The dissertation consists of two chapters on measuring firms technological profile. Patent data can be grouped into two primary generations. The first generation lead by the work of Schmookler (1966), Scherer (1982), and Griliches (1984), and the second generation led by Trajtenberg, Jaffe, and Henderson (1997) and Kogan et al. (2016). When combined, both generations data spans from nearly 1926-2010 and has made a meaningful impact on innovation research. In the first chapter, I propose a third generation of patent data. The third generation of patent data has two distinct contributions.
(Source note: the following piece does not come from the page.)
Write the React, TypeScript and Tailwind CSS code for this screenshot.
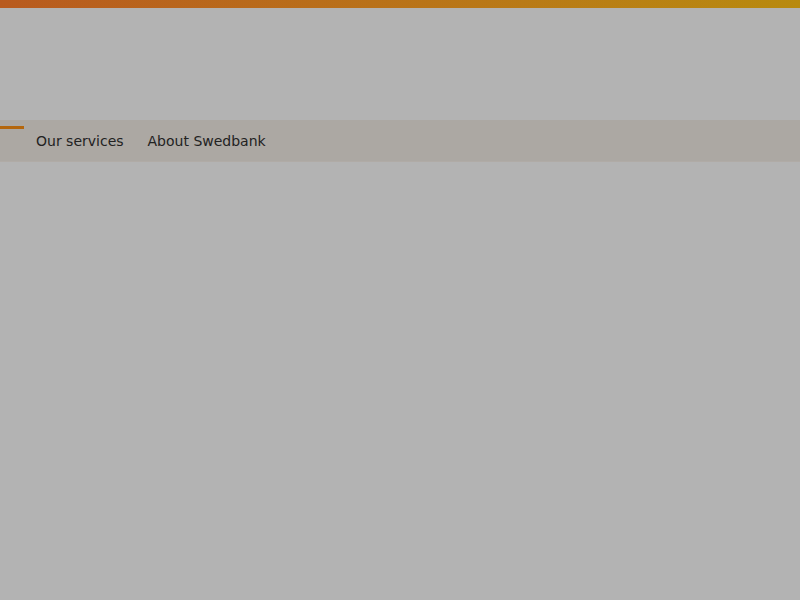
const links = ['Our services', 'About Swedbank'];

export default function App() {
  return (
    <div className="min-h-[600px] bg-[#b3b3b3]" style={{ fontFamily: '"DejaVu Sans", sans-serif' }}>
      <div className="h-2 bg-gradient-to-r from-[#b85a1e] to-[#b88a0e]" />
      <div className="h-[112px]" />
      <nav className="relative flex h-[42px] items-center gap-6 border-b border-[#b0aba6] bg-[#aca8a3] pl-9">
        <span className="absolute left-0 top-[6px] h-[3px] w-6 bg-[#b4660c]" />
        {links.map((l) => (
          <a key={l} className="text-sm text-[#222] cursor-pointer">
            {l}
          </a>
        ))}
      </nav>
    </div>
  );
}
First, it extends patent-firm ownership information beyond 2010 to 2016. The new dataset uses the established connections of previous datasets and builds on that information with additional data on firm names gathered from EDGAR. Second, it takes advantage of the information contained in the text of patents using text analysis. Using text analysis allows for greater flexibility over traditional measures. The second chapter investigates how ownership structure affects firm value. The previous literature has assumed more innovation is better, meaning the more innovation a business creates; the better off it is in the long-run. However, not all innovations are created equal. We contribute to the literature by investigating how institutional investors change future innovation, not in quantity, but diversity. Using several unique measures of technological diversification created from firm-level patent data, we show that institutional investors increase the focus on a firm’s future innovation. Our results are robust to the classification scheme. Ultimately, our results indicate institutional investors create value by encouraging firms to build on prior knowledge.

Rights

The University of New Orleans and its agents retain the non-exclusive license to archive and make accessible this dissertation or thesis in whole or in part in all forms of media, now or hereafter known. The author retains all other ownership rights to the copyright of the thesis or dissertation.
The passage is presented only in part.